## Begin DATA SUPPLIED

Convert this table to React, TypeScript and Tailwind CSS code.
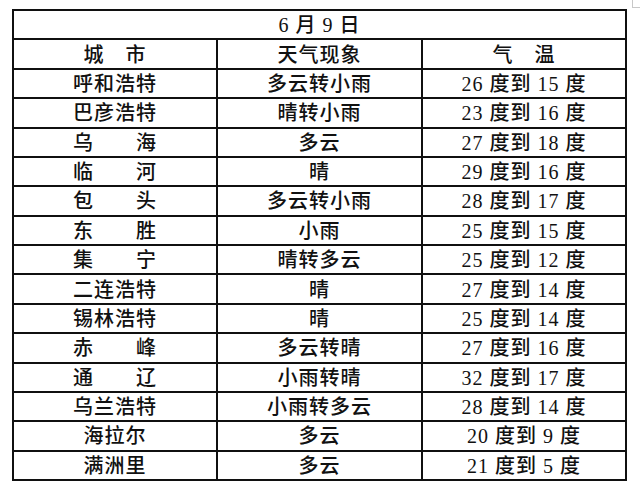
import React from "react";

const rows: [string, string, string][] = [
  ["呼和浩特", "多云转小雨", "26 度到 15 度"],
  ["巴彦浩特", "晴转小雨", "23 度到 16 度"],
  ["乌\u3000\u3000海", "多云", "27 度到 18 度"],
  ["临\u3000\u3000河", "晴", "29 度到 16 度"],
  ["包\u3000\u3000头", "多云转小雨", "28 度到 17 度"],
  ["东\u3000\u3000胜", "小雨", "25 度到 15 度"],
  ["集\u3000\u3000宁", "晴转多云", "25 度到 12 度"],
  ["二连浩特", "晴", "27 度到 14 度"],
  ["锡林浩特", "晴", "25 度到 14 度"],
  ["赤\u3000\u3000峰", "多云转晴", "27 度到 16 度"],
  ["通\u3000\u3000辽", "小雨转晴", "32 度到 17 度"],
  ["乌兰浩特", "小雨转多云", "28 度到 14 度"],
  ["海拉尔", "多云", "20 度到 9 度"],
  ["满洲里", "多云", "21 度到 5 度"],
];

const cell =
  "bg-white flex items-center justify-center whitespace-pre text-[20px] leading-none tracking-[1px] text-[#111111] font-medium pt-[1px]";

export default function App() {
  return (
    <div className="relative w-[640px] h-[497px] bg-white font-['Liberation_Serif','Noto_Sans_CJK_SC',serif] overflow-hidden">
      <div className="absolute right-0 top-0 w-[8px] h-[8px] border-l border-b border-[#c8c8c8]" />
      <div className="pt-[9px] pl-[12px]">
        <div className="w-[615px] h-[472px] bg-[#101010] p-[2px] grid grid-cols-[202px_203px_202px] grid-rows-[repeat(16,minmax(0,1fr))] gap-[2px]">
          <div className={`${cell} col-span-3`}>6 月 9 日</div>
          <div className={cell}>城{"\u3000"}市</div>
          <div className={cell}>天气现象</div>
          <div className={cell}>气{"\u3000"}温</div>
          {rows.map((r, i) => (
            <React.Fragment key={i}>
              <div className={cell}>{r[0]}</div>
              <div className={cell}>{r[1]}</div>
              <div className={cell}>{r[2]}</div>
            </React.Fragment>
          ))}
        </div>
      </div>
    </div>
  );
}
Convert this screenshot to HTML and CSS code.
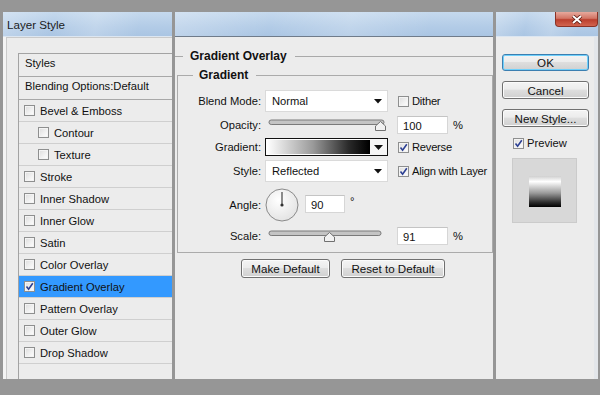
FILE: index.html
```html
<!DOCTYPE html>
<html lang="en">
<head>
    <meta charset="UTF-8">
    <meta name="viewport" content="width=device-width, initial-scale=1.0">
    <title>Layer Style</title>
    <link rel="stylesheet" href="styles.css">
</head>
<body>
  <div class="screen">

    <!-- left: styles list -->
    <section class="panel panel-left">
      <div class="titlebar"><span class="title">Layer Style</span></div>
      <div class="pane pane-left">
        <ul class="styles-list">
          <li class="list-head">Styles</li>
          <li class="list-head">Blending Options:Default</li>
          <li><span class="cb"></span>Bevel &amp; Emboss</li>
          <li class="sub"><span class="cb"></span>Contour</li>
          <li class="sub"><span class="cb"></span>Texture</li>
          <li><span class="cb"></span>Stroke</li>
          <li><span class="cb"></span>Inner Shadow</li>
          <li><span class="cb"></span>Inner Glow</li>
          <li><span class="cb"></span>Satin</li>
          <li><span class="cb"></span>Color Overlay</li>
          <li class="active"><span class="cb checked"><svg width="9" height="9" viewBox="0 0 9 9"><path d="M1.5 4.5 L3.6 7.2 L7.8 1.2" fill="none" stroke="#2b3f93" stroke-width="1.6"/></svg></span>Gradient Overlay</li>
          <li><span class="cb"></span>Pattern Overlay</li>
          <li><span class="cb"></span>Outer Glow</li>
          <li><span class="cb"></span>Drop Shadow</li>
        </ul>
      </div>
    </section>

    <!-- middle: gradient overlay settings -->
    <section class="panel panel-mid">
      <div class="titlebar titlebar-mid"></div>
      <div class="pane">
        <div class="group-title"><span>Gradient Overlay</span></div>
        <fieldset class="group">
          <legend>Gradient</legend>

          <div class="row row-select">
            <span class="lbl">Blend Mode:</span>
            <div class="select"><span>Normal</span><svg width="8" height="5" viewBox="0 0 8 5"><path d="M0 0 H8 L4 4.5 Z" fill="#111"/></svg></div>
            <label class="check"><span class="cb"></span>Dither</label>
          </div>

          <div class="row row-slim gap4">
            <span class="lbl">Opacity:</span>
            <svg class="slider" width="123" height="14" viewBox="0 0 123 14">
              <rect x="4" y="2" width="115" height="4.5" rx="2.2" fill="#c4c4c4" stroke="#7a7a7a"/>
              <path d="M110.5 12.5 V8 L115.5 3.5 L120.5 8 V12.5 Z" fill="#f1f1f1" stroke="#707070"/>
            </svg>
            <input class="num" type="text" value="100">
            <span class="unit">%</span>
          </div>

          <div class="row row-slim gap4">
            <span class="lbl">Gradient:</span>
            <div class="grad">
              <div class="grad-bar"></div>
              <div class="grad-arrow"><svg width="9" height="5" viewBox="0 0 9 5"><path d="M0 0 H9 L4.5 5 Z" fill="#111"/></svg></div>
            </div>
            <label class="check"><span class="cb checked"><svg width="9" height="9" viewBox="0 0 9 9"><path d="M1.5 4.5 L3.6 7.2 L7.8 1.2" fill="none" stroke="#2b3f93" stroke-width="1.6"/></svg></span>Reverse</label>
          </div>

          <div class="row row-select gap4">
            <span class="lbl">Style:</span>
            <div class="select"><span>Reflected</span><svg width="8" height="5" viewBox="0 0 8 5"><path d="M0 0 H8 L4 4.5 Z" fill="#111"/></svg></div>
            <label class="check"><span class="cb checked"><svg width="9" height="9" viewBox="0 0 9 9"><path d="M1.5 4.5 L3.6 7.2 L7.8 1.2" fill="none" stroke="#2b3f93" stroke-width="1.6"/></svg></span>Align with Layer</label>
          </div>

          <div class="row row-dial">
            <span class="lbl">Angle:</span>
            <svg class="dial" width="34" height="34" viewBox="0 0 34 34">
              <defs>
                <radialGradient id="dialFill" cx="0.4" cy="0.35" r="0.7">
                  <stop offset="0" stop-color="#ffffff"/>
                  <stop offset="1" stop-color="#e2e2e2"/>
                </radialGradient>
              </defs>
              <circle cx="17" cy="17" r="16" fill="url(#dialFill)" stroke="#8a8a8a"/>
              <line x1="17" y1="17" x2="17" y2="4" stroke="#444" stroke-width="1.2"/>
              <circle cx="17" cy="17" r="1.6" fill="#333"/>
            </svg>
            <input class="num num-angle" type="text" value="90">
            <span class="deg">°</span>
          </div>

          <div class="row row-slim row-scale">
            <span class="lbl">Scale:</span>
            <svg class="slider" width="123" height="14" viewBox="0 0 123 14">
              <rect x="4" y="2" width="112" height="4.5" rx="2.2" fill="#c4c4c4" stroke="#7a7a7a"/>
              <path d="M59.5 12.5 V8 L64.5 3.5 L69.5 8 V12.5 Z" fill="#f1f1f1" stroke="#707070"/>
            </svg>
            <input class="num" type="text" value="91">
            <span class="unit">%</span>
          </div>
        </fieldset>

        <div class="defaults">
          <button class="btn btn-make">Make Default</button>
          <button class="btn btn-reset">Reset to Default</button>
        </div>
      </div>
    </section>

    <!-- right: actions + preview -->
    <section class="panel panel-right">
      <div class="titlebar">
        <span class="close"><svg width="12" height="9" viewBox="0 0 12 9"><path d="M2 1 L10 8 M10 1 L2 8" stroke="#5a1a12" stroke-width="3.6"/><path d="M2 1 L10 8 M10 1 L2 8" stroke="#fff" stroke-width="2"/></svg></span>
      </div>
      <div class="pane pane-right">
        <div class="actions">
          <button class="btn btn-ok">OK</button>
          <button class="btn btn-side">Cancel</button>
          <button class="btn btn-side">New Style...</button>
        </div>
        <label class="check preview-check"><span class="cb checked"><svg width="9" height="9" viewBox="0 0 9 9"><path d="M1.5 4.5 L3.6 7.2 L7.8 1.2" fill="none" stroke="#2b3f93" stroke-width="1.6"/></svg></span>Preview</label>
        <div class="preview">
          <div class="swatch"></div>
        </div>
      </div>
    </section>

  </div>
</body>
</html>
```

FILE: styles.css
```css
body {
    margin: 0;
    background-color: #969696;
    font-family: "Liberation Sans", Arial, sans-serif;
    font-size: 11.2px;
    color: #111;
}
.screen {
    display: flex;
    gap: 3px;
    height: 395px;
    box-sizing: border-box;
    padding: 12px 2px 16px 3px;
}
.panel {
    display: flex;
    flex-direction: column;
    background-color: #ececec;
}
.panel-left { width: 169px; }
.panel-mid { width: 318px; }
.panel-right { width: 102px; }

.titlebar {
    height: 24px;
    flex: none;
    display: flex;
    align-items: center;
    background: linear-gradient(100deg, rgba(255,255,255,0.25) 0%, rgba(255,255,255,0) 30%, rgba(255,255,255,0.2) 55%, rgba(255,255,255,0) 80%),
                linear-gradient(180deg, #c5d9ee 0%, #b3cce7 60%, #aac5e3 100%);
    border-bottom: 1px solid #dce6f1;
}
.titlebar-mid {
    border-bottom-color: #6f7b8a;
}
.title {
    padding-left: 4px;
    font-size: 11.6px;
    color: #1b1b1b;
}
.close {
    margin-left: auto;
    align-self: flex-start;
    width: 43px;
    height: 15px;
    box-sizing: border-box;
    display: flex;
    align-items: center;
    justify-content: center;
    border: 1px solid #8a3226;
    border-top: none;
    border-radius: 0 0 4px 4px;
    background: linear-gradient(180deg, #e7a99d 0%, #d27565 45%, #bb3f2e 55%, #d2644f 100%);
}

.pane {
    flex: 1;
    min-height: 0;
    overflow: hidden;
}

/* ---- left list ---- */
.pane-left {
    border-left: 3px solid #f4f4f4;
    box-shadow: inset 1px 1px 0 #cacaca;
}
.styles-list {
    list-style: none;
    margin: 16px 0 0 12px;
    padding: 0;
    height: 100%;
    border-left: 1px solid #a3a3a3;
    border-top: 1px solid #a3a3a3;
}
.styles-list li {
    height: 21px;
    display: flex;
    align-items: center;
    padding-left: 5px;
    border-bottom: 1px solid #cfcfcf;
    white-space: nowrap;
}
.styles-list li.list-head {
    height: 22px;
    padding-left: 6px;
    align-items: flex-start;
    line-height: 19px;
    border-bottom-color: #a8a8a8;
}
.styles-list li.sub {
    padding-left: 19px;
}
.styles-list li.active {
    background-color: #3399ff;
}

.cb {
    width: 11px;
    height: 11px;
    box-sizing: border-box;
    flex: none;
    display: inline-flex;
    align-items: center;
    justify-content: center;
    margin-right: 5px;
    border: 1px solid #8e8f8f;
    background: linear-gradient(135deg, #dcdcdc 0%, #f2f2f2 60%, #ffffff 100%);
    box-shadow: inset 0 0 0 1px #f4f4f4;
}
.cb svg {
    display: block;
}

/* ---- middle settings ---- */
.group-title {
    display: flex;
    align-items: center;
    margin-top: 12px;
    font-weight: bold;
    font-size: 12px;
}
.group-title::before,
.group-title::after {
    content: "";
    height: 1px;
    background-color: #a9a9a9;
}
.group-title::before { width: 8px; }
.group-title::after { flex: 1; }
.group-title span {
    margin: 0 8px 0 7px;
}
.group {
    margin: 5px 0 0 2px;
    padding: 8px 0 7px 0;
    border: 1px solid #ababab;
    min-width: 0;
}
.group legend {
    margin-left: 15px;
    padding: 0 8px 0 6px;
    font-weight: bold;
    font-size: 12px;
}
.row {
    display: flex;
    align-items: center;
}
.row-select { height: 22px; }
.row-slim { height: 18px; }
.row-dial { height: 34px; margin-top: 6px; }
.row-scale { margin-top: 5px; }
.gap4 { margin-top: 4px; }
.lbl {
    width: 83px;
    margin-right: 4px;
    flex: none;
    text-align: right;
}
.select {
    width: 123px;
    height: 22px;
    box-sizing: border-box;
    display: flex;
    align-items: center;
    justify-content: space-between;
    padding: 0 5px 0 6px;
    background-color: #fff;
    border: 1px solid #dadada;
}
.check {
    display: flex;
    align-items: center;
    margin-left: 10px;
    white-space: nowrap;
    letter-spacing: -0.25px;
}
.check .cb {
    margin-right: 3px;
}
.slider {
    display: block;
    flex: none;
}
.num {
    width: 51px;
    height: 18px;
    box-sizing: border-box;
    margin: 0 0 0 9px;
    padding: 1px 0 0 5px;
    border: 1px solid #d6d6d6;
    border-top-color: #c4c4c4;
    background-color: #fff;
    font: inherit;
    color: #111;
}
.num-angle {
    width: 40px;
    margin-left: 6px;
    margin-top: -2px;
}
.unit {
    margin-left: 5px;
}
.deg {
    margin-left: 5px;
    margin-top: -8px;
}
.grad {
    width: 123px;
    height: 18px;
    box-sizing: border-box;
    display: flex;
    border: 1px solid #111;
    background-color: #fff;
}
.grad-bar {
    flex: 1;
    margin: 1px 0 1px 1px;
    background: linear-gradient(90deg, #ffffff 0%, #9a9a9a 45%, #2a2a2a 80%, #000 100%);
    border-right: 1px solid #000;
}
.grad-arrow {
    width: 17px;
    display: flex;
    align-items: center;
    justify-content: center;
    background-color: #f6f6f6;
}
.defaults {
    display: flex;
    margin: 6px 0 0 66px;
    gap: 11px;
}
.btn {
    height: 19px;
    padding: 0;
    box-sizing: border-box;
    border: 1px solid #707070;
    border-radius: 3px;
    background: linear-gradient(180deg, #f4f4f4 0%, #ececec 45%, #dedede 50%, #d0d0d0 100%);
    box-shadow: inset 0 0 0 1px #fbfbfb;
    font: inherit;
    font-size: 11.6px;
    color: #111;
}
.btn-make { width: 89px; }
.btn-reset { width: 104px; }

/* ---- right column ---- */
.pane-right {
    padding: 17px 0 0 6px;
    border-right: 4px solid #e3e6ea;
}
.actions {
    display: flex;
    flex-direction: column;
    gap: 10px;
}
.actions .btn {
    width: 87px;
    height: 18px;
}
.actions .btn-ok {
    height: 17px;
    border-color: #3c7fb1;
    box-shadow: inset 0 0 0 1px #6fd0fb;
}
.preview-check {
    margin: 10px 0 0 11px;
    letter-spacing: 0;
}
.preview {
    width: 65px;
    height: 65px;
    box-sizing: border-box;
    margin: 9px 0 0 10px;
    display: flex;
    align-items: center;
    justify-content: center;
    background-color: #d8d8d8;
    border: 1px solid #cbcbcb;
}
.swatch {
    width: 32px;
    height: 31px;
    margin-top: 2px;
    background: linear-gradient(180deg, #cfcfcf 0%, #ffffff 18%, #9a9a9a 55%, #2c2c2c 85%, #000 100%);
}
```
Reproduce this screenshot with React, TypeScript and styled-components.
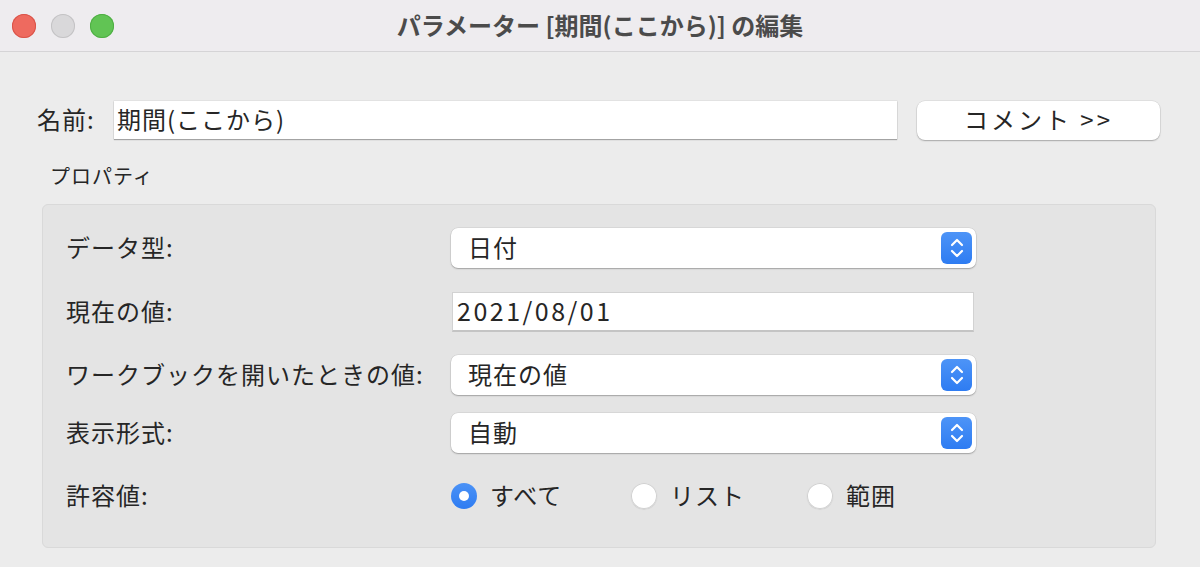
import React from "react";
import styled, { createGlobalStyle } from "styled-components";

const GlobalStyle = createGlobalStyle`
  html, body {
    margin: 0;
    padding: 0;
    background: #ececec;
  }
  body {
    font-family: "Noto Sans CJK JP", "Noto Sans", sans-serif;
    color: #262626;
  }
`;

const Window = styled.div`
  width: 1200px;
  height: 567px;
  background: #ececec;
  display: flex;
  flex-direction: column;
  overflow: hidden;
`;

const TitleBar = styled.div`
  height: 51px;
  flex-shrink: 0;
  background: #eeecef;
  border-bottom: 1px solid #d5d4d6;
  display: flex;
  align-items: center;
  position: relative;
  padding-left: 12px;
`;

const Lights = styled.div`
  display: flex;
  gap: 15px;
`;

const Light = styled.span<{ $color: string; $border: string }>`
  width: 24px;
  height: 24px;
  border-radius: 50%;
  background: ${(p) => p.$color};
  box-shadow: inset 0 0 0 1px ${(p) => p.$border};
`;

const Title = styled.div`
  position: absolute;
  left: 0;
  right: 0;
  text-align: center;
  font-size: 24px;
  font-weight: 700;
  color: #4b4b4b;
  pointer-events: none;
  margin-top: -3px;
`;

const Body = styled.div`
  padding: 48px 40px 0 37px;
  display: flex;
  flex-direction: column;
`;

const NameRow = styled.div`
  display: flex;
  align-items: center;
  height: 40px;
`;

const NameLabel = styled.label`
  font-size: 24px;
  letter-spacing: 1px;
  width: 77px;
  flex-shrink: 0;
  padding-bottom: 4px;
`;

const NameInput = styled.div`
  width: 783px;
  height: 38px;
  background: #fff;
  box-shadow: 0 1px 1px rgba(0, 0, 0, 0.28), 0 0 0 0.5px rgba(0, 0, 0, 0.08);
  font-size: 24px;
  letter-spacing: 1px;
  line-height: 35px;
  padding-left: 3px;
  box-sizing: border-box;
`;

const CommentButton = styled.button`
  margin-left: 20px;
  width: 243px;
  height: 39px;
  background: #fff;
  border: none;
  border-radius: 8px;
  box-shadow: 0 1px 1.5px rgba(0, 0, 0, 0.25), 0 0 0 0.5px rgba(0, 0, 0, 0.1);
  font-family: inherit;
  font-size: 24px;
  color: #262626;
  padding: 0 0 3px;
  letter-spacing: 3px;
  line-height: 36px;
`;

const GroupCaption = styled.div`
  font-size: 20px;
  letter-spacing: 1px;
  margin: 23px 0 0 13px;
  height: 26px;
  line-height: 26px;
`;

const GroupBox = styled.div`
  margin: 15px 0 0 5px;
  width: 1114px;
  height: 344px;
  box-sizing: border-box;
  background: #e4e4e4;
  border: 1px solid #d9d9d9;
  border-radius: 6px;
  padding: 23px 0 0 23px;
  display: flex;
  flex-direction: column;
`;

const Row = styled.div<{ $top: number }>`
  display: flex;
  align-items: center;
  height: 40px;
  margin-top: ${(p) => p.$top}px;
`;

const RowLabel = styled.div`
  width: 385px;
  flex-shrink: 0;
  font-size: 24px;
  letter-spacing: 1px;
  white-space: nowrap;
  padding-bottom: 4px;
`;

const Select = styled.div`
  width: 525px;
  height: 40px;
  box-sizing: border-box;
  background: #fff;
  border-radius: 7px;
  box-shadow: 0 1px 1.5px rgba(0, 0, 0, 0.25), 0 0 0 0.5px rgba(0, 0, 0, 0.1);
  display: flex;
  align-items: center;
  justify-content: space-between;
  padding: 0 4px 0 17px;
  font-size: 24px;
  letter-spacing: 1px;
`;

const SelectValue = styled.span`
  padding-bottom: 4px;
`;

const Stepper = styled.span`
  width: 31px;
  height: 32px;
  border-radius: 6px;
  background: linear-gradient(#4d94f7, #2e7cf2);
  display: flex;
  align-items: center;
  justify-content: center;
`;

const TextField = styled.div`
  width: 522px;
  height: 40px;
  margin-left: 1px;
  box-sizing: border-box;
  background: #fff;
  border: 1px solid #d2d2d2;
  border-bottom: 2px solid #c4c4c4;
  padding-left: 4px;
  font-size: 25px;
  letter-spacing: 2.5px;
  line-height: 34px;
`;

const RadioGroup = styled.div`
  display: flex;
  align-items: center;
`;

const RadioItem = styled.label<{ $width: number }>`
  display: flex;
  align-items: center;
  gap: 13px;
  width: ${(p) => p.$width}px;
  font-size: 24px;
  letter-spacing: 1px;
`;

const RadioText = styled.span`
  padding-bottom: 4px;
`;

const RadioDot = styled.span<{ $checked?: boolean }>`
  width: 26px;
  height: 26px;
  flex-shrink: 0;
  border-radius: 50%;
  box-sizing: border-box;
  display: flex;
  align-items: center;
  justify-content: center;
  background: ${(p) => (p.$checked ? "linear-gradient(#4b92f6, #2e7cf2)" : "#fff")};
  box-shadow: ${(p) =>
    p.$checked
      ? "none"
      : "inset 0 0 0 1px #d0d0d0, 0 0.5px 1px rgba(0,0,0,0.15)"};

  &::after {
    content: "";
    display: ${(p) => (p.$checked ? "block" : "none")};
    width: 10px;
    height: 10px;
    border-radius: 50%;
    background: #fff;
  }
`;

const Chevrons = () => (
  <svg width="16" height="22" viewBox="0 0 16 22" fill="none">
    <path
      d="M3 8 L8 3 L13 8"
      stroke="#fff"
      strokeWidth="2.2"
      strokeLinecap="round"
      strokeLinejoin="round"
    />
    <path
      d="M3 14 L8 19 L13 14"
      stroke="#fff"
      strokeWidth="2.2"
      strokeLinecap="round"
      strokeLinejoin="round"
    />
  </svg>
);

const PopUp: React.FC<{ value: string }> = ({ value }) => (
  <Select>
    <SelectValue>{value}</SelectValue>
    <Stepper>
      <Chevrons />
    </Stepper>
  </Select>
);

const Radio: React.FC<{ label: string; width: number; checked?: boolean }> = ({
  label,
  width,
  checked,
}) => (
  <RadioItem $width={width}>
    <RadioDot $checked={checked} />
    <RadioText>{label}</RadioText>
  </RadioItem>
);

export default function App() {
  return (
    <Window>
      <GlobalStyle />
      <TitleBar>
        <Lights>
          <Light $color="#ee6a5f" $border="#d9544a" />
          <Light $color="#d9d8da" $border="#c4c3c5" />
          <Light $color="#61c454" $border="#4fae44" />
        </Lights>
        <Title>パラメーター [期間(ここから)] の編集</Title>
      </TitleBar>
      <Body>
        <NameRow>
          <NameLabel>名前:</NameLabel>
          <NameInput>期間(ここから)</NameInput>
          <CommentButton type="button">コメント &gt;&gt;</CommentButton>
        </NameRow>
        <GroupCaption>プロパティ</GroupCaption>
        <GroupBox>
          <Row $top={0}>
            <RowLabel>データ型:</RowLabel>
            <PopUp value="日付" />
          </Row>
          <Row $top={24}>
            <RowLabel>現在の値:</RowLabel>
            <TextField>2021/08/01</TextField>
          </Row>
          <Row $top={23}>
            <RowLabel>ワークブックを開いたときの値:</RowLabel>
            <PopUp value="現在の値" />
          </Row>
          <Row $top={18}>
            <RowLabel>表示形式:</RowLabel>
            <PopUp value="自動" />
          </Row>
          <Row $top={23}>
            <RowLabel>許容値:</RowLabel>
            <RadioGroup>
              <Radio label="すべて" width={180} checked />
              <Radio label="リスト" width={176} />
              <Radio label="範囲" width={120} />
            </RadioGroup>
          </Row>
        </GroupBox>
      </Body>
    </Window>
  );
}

## End DATA SUPPLIED

Look through the records above and report how many lines hold the word "this", giving only the number.

§ **FULL ANSWER**: 3